Wedgwood: The Ceramic Coffin

Published 12th January 2009

If I told you that Josiah Wedgwood was buried in a ceramic coffin you would probably be right to distrust me. However, whatever vessel he resides in he must surely be spinning in it now with the very sad news that his once proud ‘pottery business’ has gone the way of nearly every other domestic ceramic concern in this country.

Josiah Wedgwood the man who invented Black Basalt and every conceivable colour of Jasper Ware, the individual who improved the quality of fine bodied Cream Ware made pottery not just a poor cousin to porcelain, but a very real competitor to it in every sense.

 wedgwood blue jasperware      wedgwood keith murray 'annular' vases.    wedgwood ravilious 'garden implements' pattern.

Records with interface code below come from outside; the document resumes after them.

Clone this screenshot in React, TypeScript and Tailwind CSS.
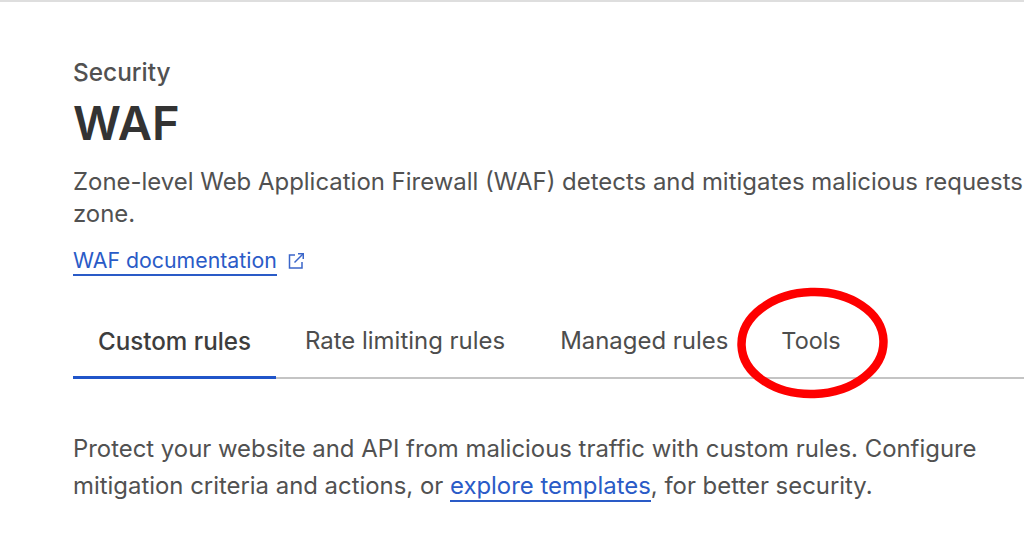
import React from "react";

function ExternalIcon() {
  return (
    <svg width="18" height="18" viewBox="0 0 18 18" fill="none" stroke="#3b66c9" strokeWidth="1.5" className="ml-[10px] -mt-[1px]">
      <path d="M8 3H2.5V16H15V10" />
      <path d="M7.5 10.5L16 2" />
      <path d="M11 1.75H16.25V7" />
    </svg>
  );
}

export default function App() {
  return (
    <div className="relative h-[535px] w-[1024px] overflow-hidden bg-white font-['Inter',sans-serif] text-[#4d4d4d]">
      <div className="h-[2px] bg-[#dedede]" />
      <div className="pl-[73px] pt-[55px]">
        <p className="text-[24.4px] leading-[30px] font-medium text-[#515151]">Security</p>
        <h1 className="mt-[6px] text-[47px] leading-[60px] font-semibold text-[#333333]">WAF</h1>
        <p className="mt-[13px] w-[1000px] text-[23.95px] leading-[32px] whitespace-nowrap text-[#515151]">
          Zone-level Web Application Firewall (WAF) detects and mitigates malicious requests
          <br />
          zone.
        </p>
        <div className="mt-[17px] flex items-center">
          <a className="border-b-2 border-[#2a5bc7] text-[21.3px] leading-[27px] text-[#2a5bc7]">WAF documentation</a>
          <ExternalIcon />
        </div>
        <div className="mt-[31px] flex h-[72px] border-b-2 border-[#c4c4c4] text-[23.95px]">
          <div className="-mb-[2px] flex w-[203px] items-center justify-center border-b-[3px] border-[#2055c9] pt-[1px] text-[24.2px] font-medium text-[#3d3d3d]">Custom rules</div>
          <div className="ml-[29px] flex items-center pb-[2px]">Rate limiting rules</div>
          <div className="ml-[55px] flex items-center pb-[2px]">Managed rules</div>
          <div className="ml-[53px] flex items-center pb-[2px] text-[23.4px]">Tools</div>
        </div>
        <p className="mt-[51px] text-[23.9px] leading-[37px] whitespace-nowrap text-[#515151]">
          Protect your website and API from malicious traffic with custom rules. Configure
          <br />
          mitigation criteria and actions, or{" "}
          <a className="border-b-2 border-[#2a5bc7] text-[#2a5bc7]">explore templates</a>, for better security.
        </p>
      </div>
      <svg width="1024" height="535" viewBox="0 0 1024 535" fill="none" className="pointer-events-none absolute top-0 left-0">
        <ellipse cx="812.5" cy="343" rx="71" ry="51" stroke="#fe0000" strokeWidth="8.5" transform="rotate(-2 812.5 343)" />
      </svg>
    </div>
  );
}
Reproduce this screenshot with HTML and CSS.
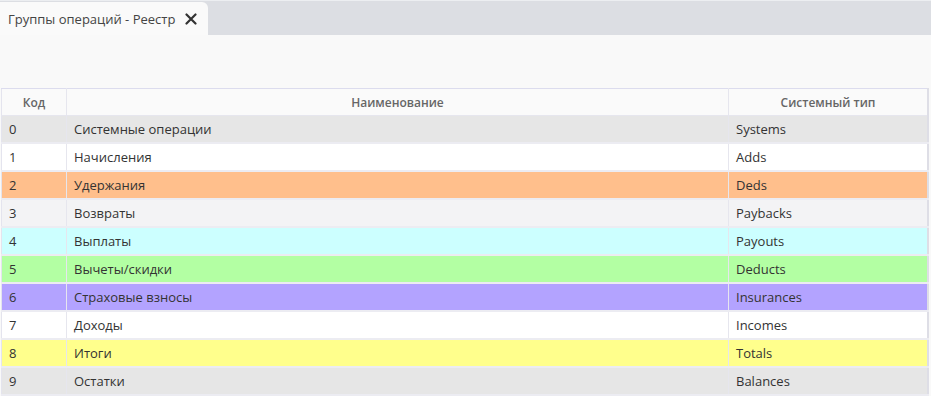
FILE: index.html
```html
<!DOCTYPE html>
<html lang="ru">
<head>
  <meta charset="UTF-8" />
  <title>Группы операций - Реестр</title>
  <link rel="stylesheet" href="styles.css">
</head>
<body>
  <div class="tabs">
    <div class="tab">
      <span>Группы операций - Реестр</span>
      <svg class="close" width="12" height="12" viewBox="0 0 12 12"><path d="M1.5 1.5 L10.5 10.5 M10.5 1.5 L1.5 10.5" stroke="#333" stroke-width="2.2" stroke-linecap="round"/></svg>
    </div>
  </div>

  <div class="page">
    <table class="grid">
      <thead>
        <tr><th class="c-code">Код</th><th>Наименование</th><th class="c-type">Системный тип</th></tr>
      </thead>
      <tbody>
        <tr class="r-gray"><td>0</td><td>Системные операции</td><td>Systems</td></tr>
        <tr class="r-white"><td>1</td><td>Начисления</td><td>Adds</td></tr>
        <tr class="r-orange"><td>2</td><td>Удержания</td><td>Deds</td></tr>
        <tr class="r-light"><td>3</td><td>Возвраты</td><td>Paybacks</td></tr>
        <tr class="r-cyan"><td>4</td><td>Выплаты</td><td>Payouts</td></tr>
        <tr class="r-green"><td>5</td><td>Вычеты/скидки</td><td>Deducts</td></tr>
        <tr class="r-violet"><td>6</td><td>Страховые взносы</td><td>Insurances</td></tr>
        <tr class="r-white"><td>7</td><td>Доходы</td><td>Incomes</td></tr>
        <tr class="r-yellow"><td>8</td><td>Итоги</td><td>Totals</td></tr>
        <tr class="r-gray"><td>9</td><td>Остатки</td><td>Balances</td></tr>
      </tbody>
    </table>
  </div>
</body>
</html>
```

FILE: styles.css
```css
body {
  margin: 0;
  font-family: 'Open Sans', sans-serif;
  background: #f9f9f9;
  color: #333;
  overflow: hidden;
}
.tabs {
  height: 35px;
  background: #dcdee3;
  border-top: 1px solid #eceef1;
  box-sizing: border-box;
  display: flex;
  align-items: flex-end;
}
.tab {
  width: 208px;
  height: 33px;
  box-sizing: border-box;
  background: #fafafa;
  border-top-right-radius: 6px;
  display: flex;
  align-items: center;
  padding-left: 8px;
  font-size: 13px;
  color: #444;
}
.close { margin-left: 10px; }
.page { padding: 53px 2px 0 1px; }
.grid {
  width: 928px;
  border-collapse: collapse;
  table-layout: fixed;
  font-size: 13px;
  border-top: 1px solid #dcdcee;
  border-left: 1px solid #e4e4ee;
  border-right: 2px solid #dedee6;
}
.grid th {
  height: 26px;
  background: #fafafa;
  color: #666;
  font-size: 12px;
  font-weight: 600;
  text-align: center;
  border-right: 1px solid #e6e6ee;
  border-bottom: 1px solid #e6e6ee;
  padding: 0;
}
.c-code { width: 64px; }
.c-type { width: 198px; }
.grid td {
  height: 26px;
  padding: 0 7px;
  border-right: 1px solid #e6e6ee;
  border-bottom: 2px solid #ececf2;
  white-space: nowrap;
}
.r-gray td { background: #e6e6e6; }
.r-white td { background: #fff; }
.r-orange td { background: #ffbf8c; }
.r-light td { background: #f3f3f5; }
.r-cyan td { background: #ccffff; }
.r-green td { background: #b3ffa3; }
.r-violet td { background: #b3a3ff; }
.r-yellow td { background: #ffff8c; }
```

Even better I just loved the idea that even a grand ‘art house’ concern such as Wedgwood also made toilets, sanitary wares, tiles and things of a more mundane nature, something that should have made it a resilient business.

The company continued it's enterprising spirit through the 19th and on into the 20th century with Wedgwood employing striking and radical designers such as Keith Murray and Eric Ravilious and on occasion the downright bizarre if you consider the ‘Fairyland Lustre’ of Daisy Makieg Jones!  Just where did it all go wrong?

Is the concept of a ceramic coffin equally as bizarre? Apparently not, several examples have been unearthed in the Hamadan area of Iran, most recently in 2001.